I'M NOT SURE what this says about the state of our economy, but some of the wealthiest, most powerful and intermittently sober men in the world are preparing to sell redwoods in an effort to make ends meet.
Well, that's not the official version of events. Not exactly. But when I tell you more about these folks, I trust you'll be as suspicious of the official version of events as I am.
The men in question are members of the Bohemian Club, a secretive society that holds a very special "camp" every July in a sprawling grove of 1,000-year-old redwoods about 75 miles north of San Francisco.
According to The Washington Post, the three-week event "begins with a nocturnal ceremony featuring torches, incantations, hooded robes of red velvet and the incineration of a coffin beneath a massive sculpture of an owl." A 40-foot-tall owl. It represents "Knowledge."
Sounds like your typical Tupperware party so far, right? Or Amway maybe?
The club was founded in the late 1800s by newspapermen and other writers whose chief ritual - I'm guessing - involved passing a bottle.
Jack London, Mark Twain and Ambrose Bierce are among those who reportedly frolicked in the woods in the early days, but the membership was later broadened to include financial barons, who brought solvency, top-shelf booze and - again, I'm guessing - the hooded robes of red velvet.
Over the years, the guest list has grown to include princes, presidents and potentates of various nations and mega-corporations. Among the luminaries, past and present: Herbert Hoover, George W. Bush, David Rockefeller, Richard Nixon, Dick Cheney and Newt Gingrich.
As it happens, I've been an amateur scholar of the Bohemian Club since my college days, waaay back in the Reagan administration.
I briefly contemplated applying for a federal grant to study the parallels between a college keg party and a gathering of the world's elite, but I decided against it. I figured if I learned too much, they'd have to kill me or, worse, force me to converse with then-Interior Secretary James Watt at length about Reagan's revelation that if you've seen one redwood, you've seen them all.
Among conspiracy theorists, the Bohemian Club ranks right up there with the Trilateral Commission, the Council on Foreign Relations, the Freemasons and Yale's Skulls and Bones as the Super Wal-Mart of world evil. All manner of skulduggery allegedly occurs in the redwood grove, including human sacrifices, real estate transactions, nekkidness and rigging the stock market.

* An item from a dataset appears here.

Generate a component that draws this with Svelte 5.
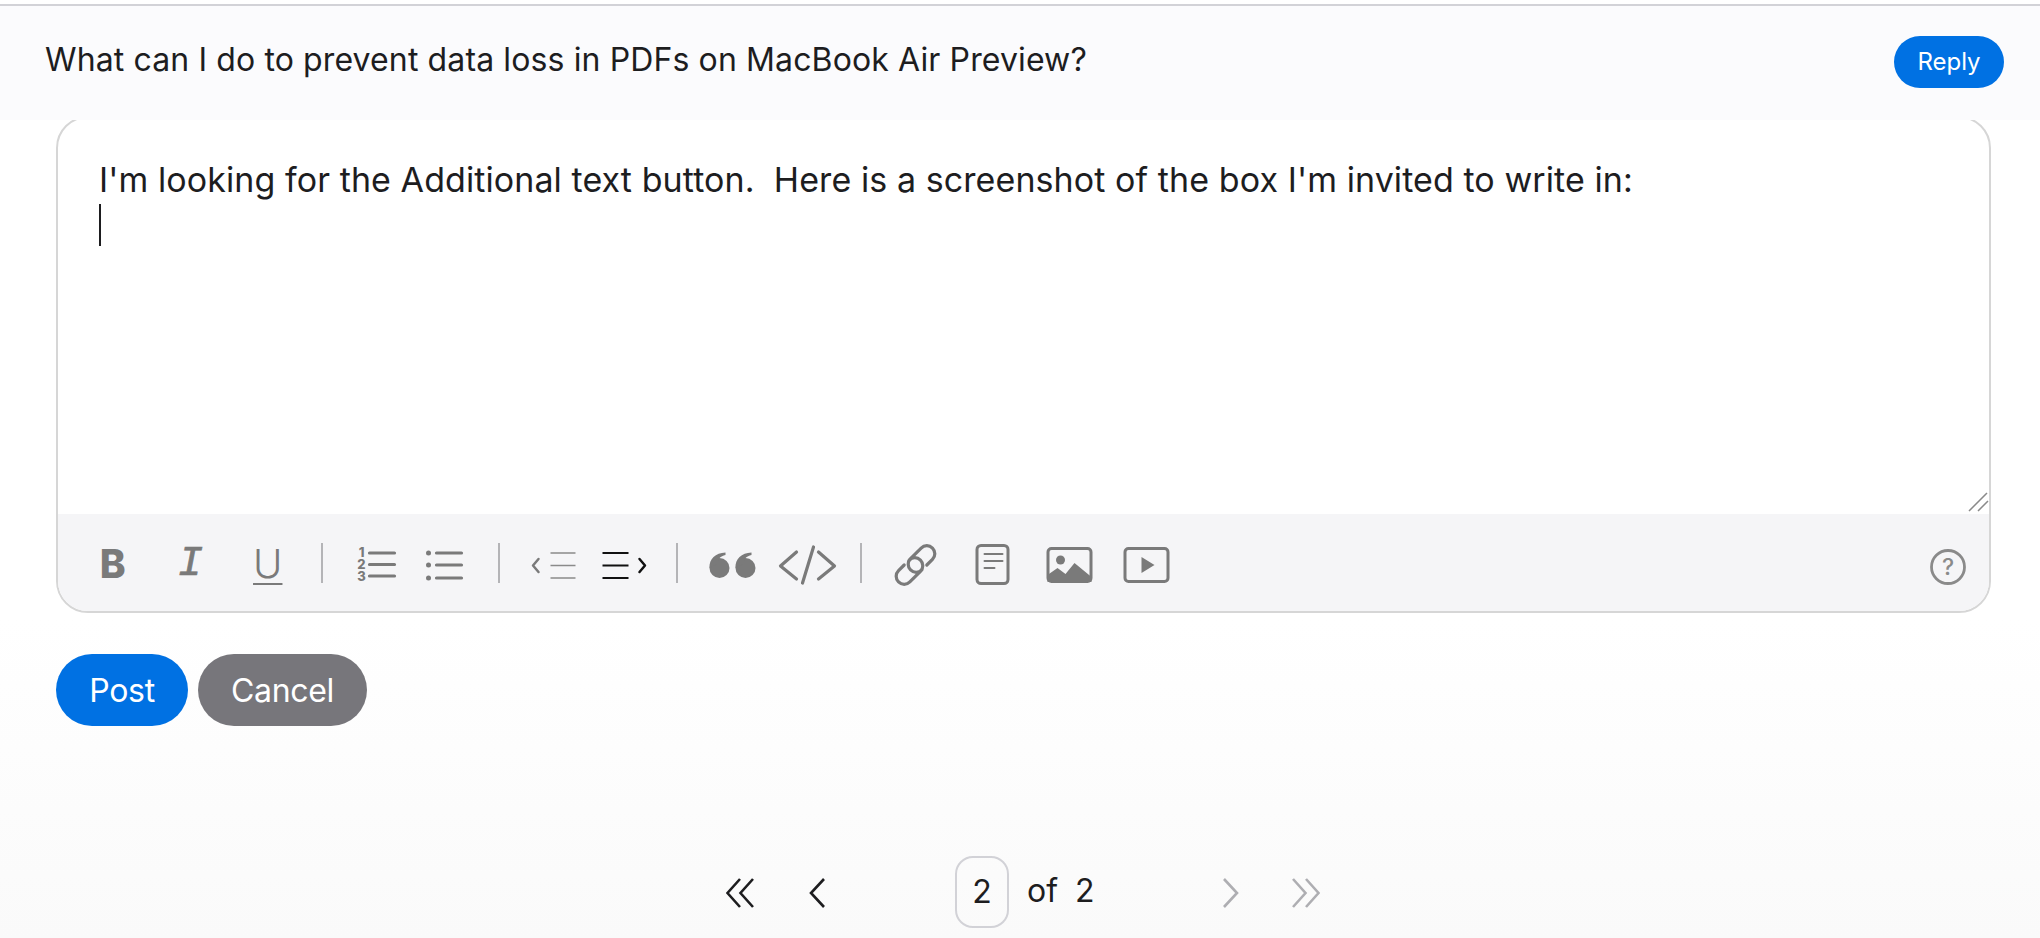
<script>
  const font = "Inter, 'Liberation Sans', sans-serif";
</script>

<div class="page">
  <div class="topline"></div>
  <header class="bar">
    <h1>What can I do to prevent data loss in PDFs on MacBook Air Preview?</h1>
    <button class="reply">Reply</button>
  </header>

  <section class="editor">
    <div class="area">
      <p>I'm looking for the Additional text button.&nbsp; Here is a screenshot of the box I'm invited to write in:</p>
      <span class="caret"></span>
      <svg class="grip" width="24" height="24" viewBox="0 0 24 24"><path d="M4 21 22 3M13 21 23 11" /></svg>
    </div>
    <div class="toolbar">
      <div class="group g1">
        <span class="tb b">B</span>
        <span class="tb i">I</span>
        <span class="tb u">U</span>
      </div>
      <span class="sep s1"></span>
      <div class="group g2">
        <svg class="ic" viewBox="0 0 60 48"><g class="thick"><path d="M23 13H48M23 24.500H48M23 36H48" /></g><text x="15" y="17" font-family={font}>1</text><text x="15" y="29" font-family={font}>2</text><text x="15" y="41" font-family={font}>3</text></svg>
        <svg class="ic" viewBox="0 0 60 48"><g class="thick"><path d="M21 13H46M21 25H46M21 38H46" /></g><circle cx="13" cy="13" r="2.500" /><circle cx="13" cy="25" r="2.500" /><circle cx="13" cy="38" r="2.500" /></svg>
      </div>
      <span class="sep s2"></span>
      <div class="group g3">
        <svg class="ic" viewBox="0 0 60 48"><path class="thin" d="M27 13H52M27 25.500H52M27 38H52" /><path class="chev" d="M15 19 9.500 25.500 15 32" /></svg>
        <svg class="ic dark" viewBox="0 0 60 48"><path class="thin" d="M8 13H34M8 25.500H34M8 38H34" /><path class="chev" d="M45 19 50.500 25.500 45 32" /></svg>
      </div>
      <span class="sep s3"></span>
      <div class="group g4">
        <svg class="ic" viewBox="0 0 60 48"><circle cx="17" cy="28" r="10" /><circle cx="43" cy="28" r="10" /><path d="M7 28C6.500 19 13 13 23 12.500V15C18 16 15 19 14.500 24Z" /><path d="M33 28C32.500 19 39 13 49 12.500V15C44 16 41 19 40.500 24Z" /></svg>
        <svg class="ic" viewBox="0 0 60 48"><g class="thick"><path d="M19 12 3 26 19 39M36 7 25 43M41 12 57 26 41 39" /></g></svg>
      </div>
      <span class="sep s4"></span>
      <div class="group g5">
        <svg class="ic" viewBox="0 0 60 48"><g transform="translate(30 25) rotate(-45)" class="thick"><path d="M8 8H16A8 8 0 0 0 16 -8H1A8 8 0 0 0 1 8" /><path d="M-8 -8H-16A8 8 0 0 0 -16 8H-1A8 8 0 0 0 -1 -8" /></g></svg>
        <svg class="ic" viewBox="0 0 60 48"><rect class="box" x="14.500" y="5.500" width="31" height="38" rx="4" /><path class="thin2" d="M22 14H40M22 21H40M22 28H32" /></svg>
        <svg class="ic" viewBox="0 0 60 48"><rect class="box" x="8.500" y="8.500" width="43" height="33" rx="3.500" /><circle cx="21" cy="20" r="4.500" /><path d="M8 35 18 28 26 34 35 23 52 37V42H8Z" /></svg>
        <svg class="ic" viewBox="0 0 60 48"><rect class="box" x="8.500" y="8.500" width="43" height="33" rx="3.500" /><path d="M25 17 38 25 25 33Z" /></svg>
      </div>
      <svg class="ic help" viewBox="0 0 60 48"><circle class="ring" cx="30" cy="27" r="16.500" /><text class="q" x="30" y="35" font-family={font}>?</text></svg>
    </div>
  </section>

  <div class="actions">
    <button class="post">Post</button>
    <button class="cancel">Cancel</button>
  </div>

  <nav class="pager">
    <svg class="pg first" width="28" height="30" viewBox="0 0 28 30"><path d="M14 1 1.500 15 14 29M27 1 14.500 15 27 29" /></svg>
    <svg class="pg prev" width="16" height="30" viewBox="0 0 16 30"><path d="M15 1 2 15 15 29" /></svg>
    <span class="current">2</span>
    <span class="of">of</span>
    <span class="total">2</span>
    <svg class="pg off next" width="17" height="30" viewBox="0 0 17 30"><path d="M2 1 15 15 2 29" /></svg>
    <svg class="pg off last" width="28" height="30" viewBox="0 0 28 30"><path d="M1 1 13.500 15 1 29M14 1 26.500 15 14 29" /></svg>
  </nav>
</div>

<style>
  :global(body) {
    margin: 0;
    background: #fff;
  }
  .page {
    width: 2040px;
    height: 938px;
    overflow: hidden;
    font-family: Inter, "Liberation Sans", sans-serif;
    color: #1d1d1f;
    background: linear-gradient(180deg, #fff 0, #fff 620px, #fafafa 938px);
  }
  .topline {
    height: 2px;
    margin-top: 4px;
    background: #d2d2d7;
  }
  .bar {
    position: relative;
    z-index: 1;
    height: 114px;
    padding: 0 36px 0 45px;
    display: flex;
    align-items: center;
    justify-content: space-between;
    background: #fbfbfd;
  }
  h1 {
    margin: 0 0 7px;
    font-size: 32px;
    line-height: 40px;
    font-weight: 400;
    letter-spacing: 0.12px;
    white-space: nowrap;
  }
  button {
    border: 0;
    color: #fff;
    font-family: inherit;
    padding: 0;
  }
  .reply {
    width: 110px;
    height: 52px;
    border-radius: 26px;
    background: #0071e3;
    font-size: 24px;
    padding-bottom: 2px;
    margin-bottom: 2px;
  }
  .editor {
    margin: -4px 49px 0 56px;
    border: 2px solid #d6d6d6;
    border-radius: 32px;
    overflow: hidden;
    background: #fff;
  }
  .area {
    position: relative;
    height: 396px;
    padding: 40px 0 0 41px;
    box-sizing: border-box;
  }
  p {
    margin: 0;
    height: 46px;
    line-height: 44px;
    font-size: 34px;
    letter-spacing: 0.08px;
    white-space: nowrap;
  }
  .caret {
    display: block;
    width: 2px;
    height: 42px;
    background: #1d1d1f;
  }
  .grip {
    position: absolute;
    right: 0;
    bottom: 0;
    fill: none;
    stroke: #8a8a8a;
    stroke-width: 1.5;
  }
  .toolbar {
    height: 97px;
    box-sizing: border-box;
    padding: 26px 11px 0 16px;
    display: flex;
    align-items: flex-start;
    background: #f5f5f7;
  }
  .group {
    display: flex;
  }
  .group > * {
    flex: 1 1 0;
    min-width: 0;
    height: 48px;
  }
  .g1 { width: 232.5px; }
  .g2 { width: 138px; }
  .g3 { width: 142px; }
  .g4 { width: 150px; }
  .g5 { width: 308px; }
  .sep {
    width: 2px;
    height: 40px;
    margin-top: 3px;
    background: #b4b4b7;
  }
  .s1 { margin-left: 14.5px; margin-right: 18.5px; }
  .s2 { margin-left: 18.5px; margin-right: 17.5px; }
  .s3 { margin-left: 16.5px; margin-right: 16.5px; }
  .s4 { margin-left: 15.5px; margin-right: 14.5px; }
  .tb {
    display: block;
    text-align: center;
    color: #7a7a7a;
    line-height: 48px;
  }
  .b {
    font-size: 39px;
    font-weight: 800;
  }
  .i {
    font-family: "Liberation Mono", monospace;
    font-style: italic;
    font-size: 42px;
    -webkit-text-stroke: 0.7px #7a7a7a;
  }
  .u {
    font-size: 40px;
    font-weight: 300;
    text-decoration: underline;
    text-decoration-thickness: 2px;
    text-underline-offset: 5px;
  }
  .ic {
    display: block;
    height: 48px;
    overflow: visible;
    fill: #7a7a7a;
  }
  .group > .ic {
    width: 100%;
  }
  .thick path {
    fill: none;
    stroke: #7a7a7a;
    stroke-width: 3.2;
    stroke-linecap: round;
    stroke-linejoin: round;
  }
  .ic text {
    font-size: 13px;
    font-weight: 800;
    text-anchor: middle;
  }
  .thin {
    fill: none;
    stroke: #8a8a8a;
    stroke-width: 1.700;
  }
  .thin2 {
    fill: none;
    stroke: #7a7a7a;
    stroke-width: 2;
    stroke-linecap: round;
  }
  .chev {
    fill: none;
    stroke: #7a7a7a;
    stroke-width: 2.500;
    stroke-linecap: round;
    stroke-linejoin: round;
  }
  .dark .thin {
    stroke: #111;
    stroke-width: 2.200;
  }
  .dark .chev {
    stroke: #111;
  }
  .box,
  .ring {
    fill: none;
    stroke: #7a7a7a;
    stroke-width: 3;
  }
  .help {
    width: 60px;
    margin-left: auto;
  }
  .ring {
    stroke: #8a8a8a;
    stroke-width: 2.800;
  }
  .ic .q {
    font-size: 23px;
    font-weight: 500;
    fill: #8a8a8a;
  }
  .actions {
    display: flex;
    gap: 10px;
    margin: 41px 0 0 56px;
  }
  .post,
  .cancel {
    height: 72px;
    border-radius: 36px;
    font-size: 32px;
    letter-spacing: -0.3px;
  }
  .post {
    width: 132px;
    background: #0071e3;
  }
  .cancel {
    width: 169px;
    background: #77767b;
  }
  .pager {
    display: flex;
    align-items: flex-start;
    margin-top: 130px;
    padding-left: 726px;
    font-size: 32px;
  }
  .pg {
    margin-top: 22px;
    fill: none;
    stroke: #1d1d1f;
    stroke-width: 2.600;
  }
  .off {
    stroke: #aeaeb2;
  }
  .prev { margin-left: 55px; }
  .next { margin-left: 127px; }
  .last { margin-left: 53px; }
  .current {
    width: 54px;
    height: 72px;
    margin-left: 130px;
    box-sizing: border-box;
    border: 2px solid #d2d2d7;
    border-radius: 18px;
    text-align: center;
    line-height: 68px;
  }
  .of {
    margin-left: 18px;
    line-height: 70px;
  }
  .total {
    margin-left: 17px;
    line-height: 70px;
  }
</style>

But Peter Phillips, a sociologist at nearby Sonoma State University who's infiltrated the camp, says the club is more silly than sinister. "It's a place they can go and see the same guys and talk about their prostates and talk about their wives and whatever," he told The Post.
Apparently, the conversation in recent years also has been about cutting down trees.
The club has applied to the state of California to log as much as 1 million board feet from the grove every year, according to The Post.
The club president, Jay Mancini, contends the logging is actually part of a forest-management plan.
The idea, he says, is to sell Douglas fir and other non-redwoods on the club's 2,700 acres, then use the proceeds to hire folks to clear undergrowth that could start a fire.
So, it's sort of like a bake sale for the Glee Club, but with timber. Against all odds, it appears the Bohemians have fallen on hard times and need some quick cash to save the trees.
As I said, I'm skeptical. But I'm trying to be open-minded. If I should someday see President Bush or Newt Gingrich standing on a street corner selling redwood toothpicks, I'll do my part and fish a few coins from my pocket. I hope I can count on you to do the same.